• Task statement: Write out each line of the material again, word for word.

• Source excerpt:

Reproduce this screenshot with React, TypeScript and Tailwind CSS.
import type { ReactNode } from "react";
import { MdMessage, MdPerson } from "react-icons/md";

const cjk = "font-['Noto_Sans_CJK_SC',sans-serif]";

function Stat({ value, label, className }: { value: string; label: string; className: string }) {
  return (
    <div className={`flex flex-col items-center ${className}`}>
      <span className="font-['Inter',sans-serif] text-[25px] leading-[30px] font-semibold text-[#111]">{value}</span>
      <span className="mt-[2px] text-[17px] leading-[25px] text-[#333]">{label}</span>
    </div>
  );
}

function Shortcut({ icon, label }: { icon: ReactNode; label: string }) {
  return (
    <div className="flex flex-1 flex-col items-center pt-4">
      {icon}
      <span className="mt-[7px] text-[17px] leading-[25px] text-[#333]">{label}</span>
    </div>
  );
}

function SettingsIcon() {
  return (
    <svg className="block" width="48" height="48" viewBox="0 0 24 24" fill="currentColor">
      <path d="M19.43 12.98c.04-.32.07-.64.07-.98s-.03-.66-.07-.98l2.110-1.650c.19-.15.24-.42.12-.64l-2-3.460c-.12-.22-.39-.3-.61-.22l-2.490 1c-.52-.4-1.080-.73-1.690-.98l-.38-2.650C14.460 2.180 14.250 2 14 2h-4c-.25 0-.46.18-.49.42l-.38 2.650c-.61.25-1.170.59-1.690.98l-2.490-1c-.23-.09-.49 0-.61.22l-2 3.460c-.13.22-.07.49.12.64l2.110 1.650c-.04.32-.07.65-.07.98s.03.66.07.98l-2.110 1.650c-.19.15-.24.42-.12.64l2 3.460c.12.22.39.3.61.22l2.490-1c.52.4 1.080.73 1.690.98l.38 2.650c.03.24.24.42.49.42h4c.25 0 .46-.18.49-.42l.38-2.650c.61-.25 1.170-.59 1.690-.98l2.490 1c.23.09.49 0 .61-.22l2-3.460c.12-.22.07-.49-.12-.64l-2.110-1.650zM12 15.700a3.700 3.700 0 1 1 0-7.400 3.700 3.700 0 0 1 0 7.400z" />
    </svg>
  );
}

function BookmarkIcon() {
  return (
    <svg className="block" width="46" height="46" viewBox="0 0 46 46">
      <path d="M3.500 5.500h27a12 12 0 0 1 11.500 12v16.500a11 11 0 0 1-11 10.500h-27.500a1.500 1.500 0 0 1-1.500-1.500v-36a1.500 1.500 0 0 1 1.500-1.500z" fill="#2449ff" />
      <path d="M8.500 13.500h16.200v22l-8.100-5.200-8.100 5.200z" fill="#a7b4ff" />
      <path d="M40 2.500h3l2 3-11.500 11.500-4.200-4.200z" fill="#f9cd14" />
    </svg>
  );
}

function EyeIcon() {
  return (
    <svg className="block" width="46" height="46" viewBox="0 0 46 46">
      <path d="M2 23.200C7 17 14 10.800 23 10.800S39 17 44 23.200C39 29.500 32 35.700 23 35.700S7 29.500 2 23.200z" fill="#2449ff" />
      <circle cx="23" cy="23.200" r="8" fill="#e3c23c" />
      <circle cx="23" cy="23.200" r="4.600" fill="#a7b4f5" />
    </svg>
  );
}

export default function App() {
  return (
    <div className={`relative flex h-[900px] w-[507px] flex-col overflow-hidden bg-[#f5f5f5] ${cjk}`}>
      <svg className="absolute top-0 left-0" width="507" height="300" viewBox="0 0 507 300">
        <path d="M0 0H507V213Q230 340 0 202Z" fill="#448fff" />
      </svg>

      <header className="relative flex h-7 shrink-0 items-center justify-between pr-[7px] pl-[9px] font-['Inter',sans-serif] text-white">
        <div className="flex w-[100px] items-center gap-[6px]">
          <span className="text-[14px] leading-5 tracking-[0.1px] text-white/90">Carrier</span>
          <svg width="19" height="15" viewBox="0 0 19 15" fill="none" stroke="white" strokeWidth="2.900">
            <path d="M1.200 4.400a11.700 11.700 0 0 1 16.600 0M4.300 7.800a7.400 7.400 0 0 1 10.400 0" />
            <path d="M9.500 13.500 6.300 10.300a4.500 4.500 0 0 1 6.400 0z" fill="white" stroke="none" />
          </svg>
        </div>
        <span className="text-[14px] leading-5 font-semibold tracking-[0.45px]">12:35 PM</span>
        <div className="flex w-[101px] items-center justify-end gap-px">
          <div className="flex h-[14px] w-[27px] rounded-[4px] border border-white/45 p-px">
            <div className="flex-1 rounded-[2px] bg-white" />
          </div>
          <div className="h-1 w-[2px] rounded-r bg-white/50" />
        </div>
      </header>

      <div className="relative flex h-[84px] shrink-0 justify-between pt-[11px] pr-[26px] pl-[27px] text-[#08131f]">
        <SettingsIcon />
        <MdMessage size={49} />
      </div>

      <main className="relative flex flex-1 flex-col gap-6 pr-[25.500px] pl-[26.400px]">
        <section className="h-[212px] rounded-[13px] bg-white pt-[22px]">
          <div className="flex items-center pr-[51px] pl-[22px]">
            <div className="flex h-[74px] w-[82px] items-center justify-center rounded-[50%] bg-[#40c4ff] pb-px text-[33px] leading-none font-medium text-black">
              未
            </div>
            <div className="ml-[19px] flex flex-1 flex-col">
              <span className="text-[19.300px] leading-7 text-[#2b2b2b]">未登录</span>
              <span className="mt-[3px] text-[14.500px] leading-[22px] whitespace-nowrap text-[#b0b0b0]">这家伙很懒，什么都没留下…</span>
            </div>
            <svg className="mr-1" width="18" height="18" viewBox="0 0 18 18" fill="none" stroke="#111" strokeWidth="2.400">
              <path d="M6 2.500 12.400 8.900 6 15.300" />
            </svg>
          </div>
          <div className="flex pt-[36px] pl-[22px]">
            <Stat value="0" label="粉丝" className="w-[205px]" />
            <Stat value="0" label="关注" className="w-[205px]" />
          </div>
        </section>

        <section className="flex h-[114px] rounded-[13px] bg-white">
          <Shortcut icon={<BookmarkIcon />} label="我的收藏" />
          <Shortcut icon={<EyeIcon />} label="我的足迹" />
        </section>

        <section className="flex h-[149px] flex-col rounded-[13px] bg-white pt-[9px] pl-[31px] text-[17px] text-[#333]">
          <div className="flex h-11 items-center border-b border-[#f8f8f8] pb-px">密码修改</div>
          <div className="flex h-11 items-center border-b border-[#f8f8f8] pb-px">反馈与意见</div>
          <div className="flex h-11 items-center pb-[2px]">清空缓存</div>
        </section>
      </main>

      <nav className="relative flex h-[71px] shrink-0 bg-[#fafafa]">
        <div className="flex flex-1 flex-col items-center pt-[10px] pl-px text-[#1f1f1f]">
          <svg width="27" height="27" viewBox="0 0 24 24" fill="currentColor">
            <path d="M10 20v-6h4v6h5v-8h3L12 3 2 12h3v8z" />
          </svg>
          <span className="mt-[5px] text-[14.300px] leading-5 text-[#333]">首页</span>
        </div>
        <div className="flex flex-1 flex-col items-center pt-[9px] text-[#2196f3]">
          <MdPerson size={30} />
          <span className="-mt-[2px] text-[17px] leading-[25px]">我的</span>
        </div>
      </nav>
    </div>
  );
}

• Written response:
Reproduce this screenshot with React, TypeScript and Tailwind CSS.
import type { ReactNode } from "react";
import { MdMessage, MdPerson } from "react-icons/md";

const cjk = "font-['Noto_Sans_CJK_SC',sans-serif]";

function Stat({ value, label, className }: { value: string; label: string; className: string }) {
  return (
    <div className={`flex flex-col items-center ${className}`}>
      <span className="font-['Inter',sans-serif] text-[25px] leading-[30px] font-semibold text-[#111]">{value}</span>
      <span className="mt-[2px] text-[17px] leading-[25px] text-[#333]">{label}</span>
    </div>
  );
}

function Shortcut({ icon, label }: { icon: ReactNode; label: string }) {
  return (
    <div className="flex flex-1 flex-col items-center pt-4">
      {icon}
      <span className="mt-[7px] text-[17px] leading-[25px] text-[#333]">{label}</span>
    </div>
  );
}

function SettingsIcon() {
  return (
    <svg className="block" width="48" height="48" viewBox="0 0 24 24" fill="currentColor">
      <path d="M19.43 12.98c.04-.32.07-.64.07-.98s-.03-.66-.07-.98l2.110-1.650c.19-.15.24-.42.12-.64l-2-3.460c-.12-.22-.39-.3-.61-.22l-2.490 1c-.52-.4-1.080-.73-1.690-.98l-.38-2.650C14.460 2.180 14.250 2 14 2h-4c-.25 0-.46.18-.49.42l-.38 2.650c-.61.25-1.170.59-1.690.98l-2.490-1c-.23-.09-.49 0-.61.22l-2 3.460c-.13.22-.07.49.12.64l2.110 1.650c-.04.32-.07.65-.07.98s.03.66.07.98l-2.110 1.650c-.19.15-.24.42-.12.64l2 3.460c.12.22.39.3.61.22l2.490-1c.52.4 1.080.73 1.690.98l.38 2.650c.03.24.24.42.49.42h4c.25 0 .46-.18.49-.42l.38-2.650c.61-.25 1.170-.59 1.690-.98l2.490 1c.23.09.49 0 .61-.22l2-3.460c.12-.22.07-.49-.12-.64l-2.110-1.650zM12 15.700a3.700 3.700 0 1 1 0-7.400 3.700 3.700 0 0 1 0 7.400z" />
    </svg>
  );
}

function BookmarkIcon() {
  return (
    <svg className="block" width="46" height="46" viewBox="0 0 46 46">
      <path d="M3.500 5.500h27a12 12 0 0 1 11.500 12v16.500a11 11 0 0 1-11 10.500h-27.500a1.500 1.500 0 0 1-1.500-1.500v-36a1.500 1.500 0 0 1 1.500-1.500z" fill="#2449ff" />
      <path d="M8.500 13.500h16.200v22l-8.100-5.200-8.100 5.200z" fill="#a7b4ff" />
      <path d="M40 2.500h3l2 3-11.500 11.500-4.200-4.200z" fill="#f9cd14" />
    </svg>
  );
}

function EyeIcon() {
  return (
    <svg className="block" width="46" height="46" viewBox="0 0 46 46">
      <path d="M2 23.200C7 17 14 10.800 23 10.800S39 17 44 23.200C39 29.500 32 35.700 23 35.700S7 29.500 2 23.200z" fill="#2449ff" />
      <circle cx="23" cy="23.200" r="8" fill="#e3c23c" />
      <circle cx="23" cy="23.200" r="4.600" fill="#a7b4f5" />
    </svg>
  );
}

export default function App() {
  return (
    <div className={`relative flex h-[900px] w-[507px] flex-col overflow-hidden bg-[#f5f5f5] ${cjk}`}>
      <svg className="absolute top-0 left-0" width="507" height="300" viewBox="0 0 507 300">
        <path d="M0 0H507V213Q230 340 0 202Z" fill="#448fff" />
      </svg>

      <header className="relative flex h-7 shrink-0 items-center justify-between pr-[7px] pl-[9px] font-['Inter',sans-serif] text-white">
        <div className="flex w-[100px] items-center gap-[6px]">
          <span className="text-[14px] leading-5 tracking-[0.1px] text-white/90">Carrier</span>
          <svg width="19" height="15" viewBox="0 0 19 15" fill="none" stroke="white" strokeWidth="2.900">
            <path d="M1.200 4.400a11.700 11.700 0 0 1 16.600 0M4.300 7.800a7.400 7.400 0 0 1 10.400 0" />
            <path d="M9.500 13.500 6.300 10.300a4.500 4.500 0 0 1 6.400 0z" fill="white" stroke="none" />
          </svg>
        </div>
        <span className="text-[14px] leading-5 font-semibold tracking-[0.45px]">12:35 PM</span>
        <div className="flex w-[101px] items-center justify-end gap-px">
          <div className="flex h-[14px] w-[27px] rounded-[4px] border border-white/45 p-px">
            <div className="flex-1 rounded-[2px] bg-white" />
          </div>
          <div className="h-1 w-[2px] rounded-r bg-white/50" />
        </div>
      </header>

      <div className="relative flex h-[84px] shrink-0 justify-between pt-[11px] pr-[26px] pl-[27px] text-[#08131f]">
        <SettingsIcon />
        <MdMessage size={49} />
      </div>

      <main className="relative flex flex-1 flex-col gap-6 pr-[25.500px] pl-[26.400px]">
        <section className="h-[212px] rounded-[13px] bg-white pt-[22px]">
          <div className="flex items-center pr-[51px] pl-[22px]">
            <div className="flex h-[74px] w-[82px] items-center justify-center rounded-[50%] bg-[#40c4ff] pb-px text-[33px] leading-none font-medium text-black">
              未
            </div>
            <div className="ml-[19px] flex flex-1 flex-col">
              <span className="text-[19.300px] leading-7 text-[#2b2b2b]">未登录</span>
              <span className="mt-[3px] text-[14.500px] leading-[22px] whitespace-nowrap text-[#b0b0b0]">这家伙很懒，什么都没留下…</span>
            </div>
            <svg className="mr-1" width="18" height="18" viewBox="0 0 18 18" fill="none" stroke="#111" strokeWidth="2.400">
              <path d="M6 2.500 12.400 8.900 6 15.300" />
            </svg>
          </div>
          <div className="flex pt-[36px] pl-[22px]">
            <Stat value="0" label="粉丝" className="w-[205px]" />
            <Stat value="0" label="关注" className="w-[205px]" />
          </div>
        </section>

        <section className="flex h-[114px] rounded-[13px] bg-white">
          <Shortcut icon={<BookmarkIcon />} label="我的收藏" />
          <Shortcut icon={<EyeIcon />} label="我的足迹" />
        </section>

        <section className="flex h-[149px] flex-col rounded-[13px] bg-white pt-[9px] pl-[31px] text-[17px] text-[#333]">
          <div className="flex h-11 items-center border-b border-[#f8f8f8] pb-px">密码修改</div>
          <div className="flex h-11 items-center border-b border-[#f8f8f8] pb-px">反馈与意见</div>
          <div className="flex h-11 items-center pb-[2px]">清空缓存</div>
        </section>
      </main>

      <nav className="relative flex h-[71px] shrink-0 bg-[#fafafa]">
        <div className="flex flex-1 flex-col items-center pt-[10px] pl-px text-[#1f1f1f]">
          <svg width="27" height="27" viewBox="0 0 24 24" fill="currentColor">
            <path d="M10 20v-6h4v6h5v-8h3L12 3 2 12h3v8z" />
          </svg>
          <span className="mt-[5px] text-[14.300px] leading-5 text-[#333]">首页</span>
        </div>
        <div className="flex flex-1 flex-col items-center pt-[9px] text-[#2196f3]">
          <MdPerson size={30} />
          <span className="-mt-[2px] text-[17px] leading-[25px]">我的</span>
        </div>
      </nav>
    </div>
  );
}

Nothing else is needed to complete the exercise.